TASK TO COMPLETE: Copy all lines below exactly as written. Leave pictures out.

SUPPLIED MATERIAL:

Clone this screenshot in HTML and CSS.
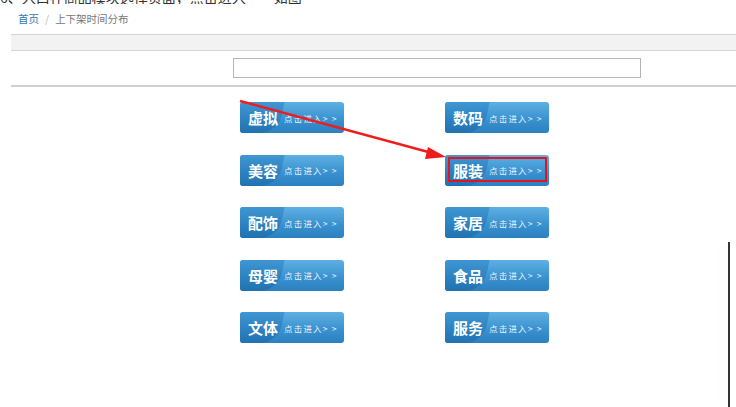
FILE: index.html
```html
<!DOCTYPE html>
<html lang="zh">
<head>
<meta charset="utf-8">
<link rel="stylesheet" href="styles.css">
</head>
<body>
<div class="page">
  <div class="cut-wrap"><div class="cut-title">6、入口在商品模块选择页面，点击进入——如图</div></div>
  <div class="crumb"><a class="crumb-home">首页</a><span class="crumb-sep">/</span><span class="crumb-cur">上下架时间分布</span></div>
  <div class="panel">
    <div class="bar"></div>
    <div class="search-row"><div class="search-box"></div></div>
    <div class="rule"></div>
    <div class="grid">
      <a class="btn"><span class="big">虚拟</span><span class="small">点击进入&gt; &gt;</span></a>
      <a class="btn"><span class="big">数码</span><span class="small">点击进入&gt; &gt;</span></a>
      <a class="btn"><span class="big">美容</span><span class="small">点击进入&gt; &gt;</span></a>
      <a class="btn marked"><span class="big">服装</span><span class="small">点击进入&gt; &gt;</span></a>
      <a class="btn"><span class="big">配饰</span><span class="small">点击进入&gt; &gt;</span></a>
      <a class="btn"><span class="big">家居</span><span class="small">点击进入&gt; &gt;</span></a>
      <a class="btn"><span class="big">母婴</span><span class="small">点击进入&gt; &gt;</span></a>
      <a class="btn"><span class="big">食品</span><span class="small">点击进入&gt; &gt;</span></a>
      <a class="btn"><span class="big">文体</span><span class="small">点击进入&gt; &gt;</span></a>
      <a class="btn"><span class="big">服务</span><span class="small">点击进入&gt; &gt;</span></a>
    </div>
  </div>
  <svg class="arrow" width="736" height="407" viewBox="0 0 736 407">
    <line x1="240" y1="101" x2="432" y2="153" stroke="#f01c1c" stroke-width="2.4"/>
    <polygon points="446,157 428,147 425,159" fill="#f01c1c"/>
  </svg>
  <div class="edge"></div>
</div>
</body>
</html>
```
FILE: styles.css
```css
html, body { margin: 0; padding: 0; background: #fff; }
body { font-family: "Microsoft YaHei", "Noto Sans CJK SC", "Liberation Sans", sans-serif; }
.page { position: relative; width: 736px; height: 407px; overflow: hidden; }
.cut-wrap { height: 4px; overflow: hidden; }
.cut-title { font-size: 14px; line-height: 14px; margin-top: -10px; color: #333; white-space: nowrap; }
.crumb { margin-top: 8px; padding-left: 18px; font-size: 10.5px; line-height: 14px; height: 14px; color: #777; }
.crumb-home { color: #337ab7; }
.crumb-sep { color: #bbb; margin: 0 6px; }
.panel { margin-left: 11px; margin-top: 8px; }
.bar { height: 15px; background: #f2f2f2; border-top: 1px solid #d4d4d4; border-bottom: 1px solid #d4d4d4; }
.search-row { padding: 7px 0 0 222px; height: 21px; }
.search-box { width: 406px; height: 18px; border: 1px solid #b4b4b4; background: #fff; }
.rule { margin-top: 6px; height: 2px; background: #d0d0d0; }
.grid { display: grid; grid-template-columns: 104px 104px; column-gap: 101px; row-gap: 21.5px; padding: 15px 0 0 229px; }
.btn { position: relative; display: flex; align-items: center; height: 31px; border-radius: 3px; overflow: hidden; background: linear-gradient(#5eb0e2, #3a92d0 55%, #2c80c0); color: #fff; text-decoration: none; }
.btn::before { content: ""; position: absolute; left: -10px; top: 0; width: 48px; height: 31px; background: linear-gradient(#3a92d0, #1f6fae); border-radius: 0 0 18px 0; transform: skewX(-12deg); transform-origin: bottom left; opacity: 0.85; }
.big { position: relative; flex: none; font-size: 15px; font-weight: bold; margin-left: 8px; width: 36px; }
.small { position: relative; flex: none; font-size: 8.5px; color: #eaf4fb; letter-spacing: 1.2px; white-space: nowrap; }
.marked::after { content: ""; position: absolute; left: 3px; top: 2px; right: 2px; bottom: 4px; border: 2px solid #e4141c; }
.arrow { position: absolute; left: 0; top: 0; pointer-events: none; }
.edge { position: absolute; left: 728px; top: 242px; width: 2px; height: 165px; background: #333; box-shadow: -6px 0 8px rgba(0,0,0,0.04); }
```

EXERCISE OUTPUT:
Clone this screenshot in HTML and CSS.
FILE: index.html
```html
<!DOCTYPE html>
<html lang="zh">
<head>
<meta charset="utf-8">
<link rel="stylesheet" href="styles.css">
</head>
<body>
<div class="page">
  <div class="cut-wrap"><div class="cut-title">6、入口在商品模块选择页面，点击进入——如图</div></div>
  <div class="crumb"><a class="crumb-home">首页</a><span class="crumb-sep">/</span><span class="crumb-cur">上下架时间分布</span></div>
  <div class="panel">
    <div class="bar"></div>
    <div class="search-row"><div class="search-box"></div></div>
    <div class="rule"></div>
    <div class="grid">
      <a class="btn"><span class="big">虚拟</span><span class="small">点击进入&gt; &gt;</span></a>
      <a class="btn"><span class="big">数码</span><span class="small">点击进入&gt; &gt;</span></a>
      <a class="btn"><span class="big">美容</span><span class="small">点击进入&gt; &gt;</span></a>
      <a class="btn marked"><span class="big">服装</span><span class="small">点击进入&gt; &gt;</span></a>
      <a class="btn"><span class="big">配饰</span><span class="small">点击进入&gt; &gt;</span></a>
      <a class="btn"><span class="big">家居</span><span class="small">点击进入&gt; &gt;</span></a>
      <a class="btn"><span class="big">母婴</span><span class="small">点击进入&gt; &gt;</span></a>
      <a class="btn"><span class="big">食品</span><span class="small">点击进入&gt; &gt;</span></a>
      <a class="btn"><span class="big">文体</span><span class="small">点击进入&gt; &gt;</span></a>
      <a class="btn"><span class="big">服务</span><span class="small">点击进入&gt; &gt;</span></a>
    </div>
  </div>
  <svg class="arrow" width="736" height="407" viewBox="0 0 736 407">
    <line x1="240" y1="101" x2="432" y2="153" stroke="#f01c1c" stroke-width="2.4"/>
    <polygon points="446,157 428,147 425,159" fill="#f01c1c"/>
  </svg>
  <div class="edge"></div>
</div>
</body>
</html>
```
FILE: styles.css
```css
html, body { margin: 0; padding: 0; background: #fff; }
body { font-family: "Microsoft YaHei", "Noto Sans CJK SC", "Liberation Sans", sans-serif; }
.page { position: relative; width: 736px; height: 407px; overflow: hidden; }
.cut-wrap { height: 4px; overflow: hidden; }
.cut-title { font-size: 14px; line-height: 14px; margin-top: -10px; color: #333; white-space: nowrap; }
.crumb { margin-top: 8px; padding-left: 18px; font-size: 10.5px; line-height: 14px; height: 14px; color: #777; }
.crumb-home { color: #337ab7; }
.crumb-sep { color: #bbb; margin: 0 6px; }
.panel { margin-left: 11px; margin-top: 8px; }
.bar { height: 15px; background: #f2f2f2; border-top: 1px solid #d4d4d4; border-bottom: 1px solid #d4d4d4; }
.search-row { padding: 7px 0 0 222px; height: 21px; }
.search-box { width: 406px; height: 18px; border: 1px solid #b4b4b4; background: #fff; }
.rule { margin-top: 6px; height: 2px; background: #d0d0d0; }
.grid { display: grid; grid-template-columns: 104px 104px; column-gap: 101px; row-gap: 21.5px; padding: 15px 0 0 229px; }
.btn { position: relative; display: flex; align-items: center; height: 31px; border-radius: 3px; overflow: hidden; background: linear-gradient(#5eb0e2, #3a92d0 55%, #2c80c0); color: #fff; text-decoration: none; }
.btn::before { content: ""; position: absolute; left: -10px; top: 0; width: 48px; height: 31px; background: linear-gradient(#3a92d0, #1f6fae); border-radius: 0 0 18px 0; transform: skewX(-12deg); transform-origin: bottom left; opacity: 0.85; }
.big { position: relative; flex: none; font-size: 15px; font-weight: bold; margin-left: 8px; width: 36px; }
.small { position: relative; flex: none; font-size: 8.5px; color: #eaf4fb; letter-spacing: 1.2px; white-space: nowrap; }
.marked::after { content: ""; position: absolute; left: 3px; top: 2px; right: 2px; bottom: 4px; border: 2px solid #e4141c; }
.arrow { position: absolute; left: 0; top: 0; pointer-events: none; }
.edge { position: absolute; left: 728px; top: 242px; width: 2px; height: 165px; background: #333; box-shadow: -6px 0 8px rgba(0,0,0,0.04); }
```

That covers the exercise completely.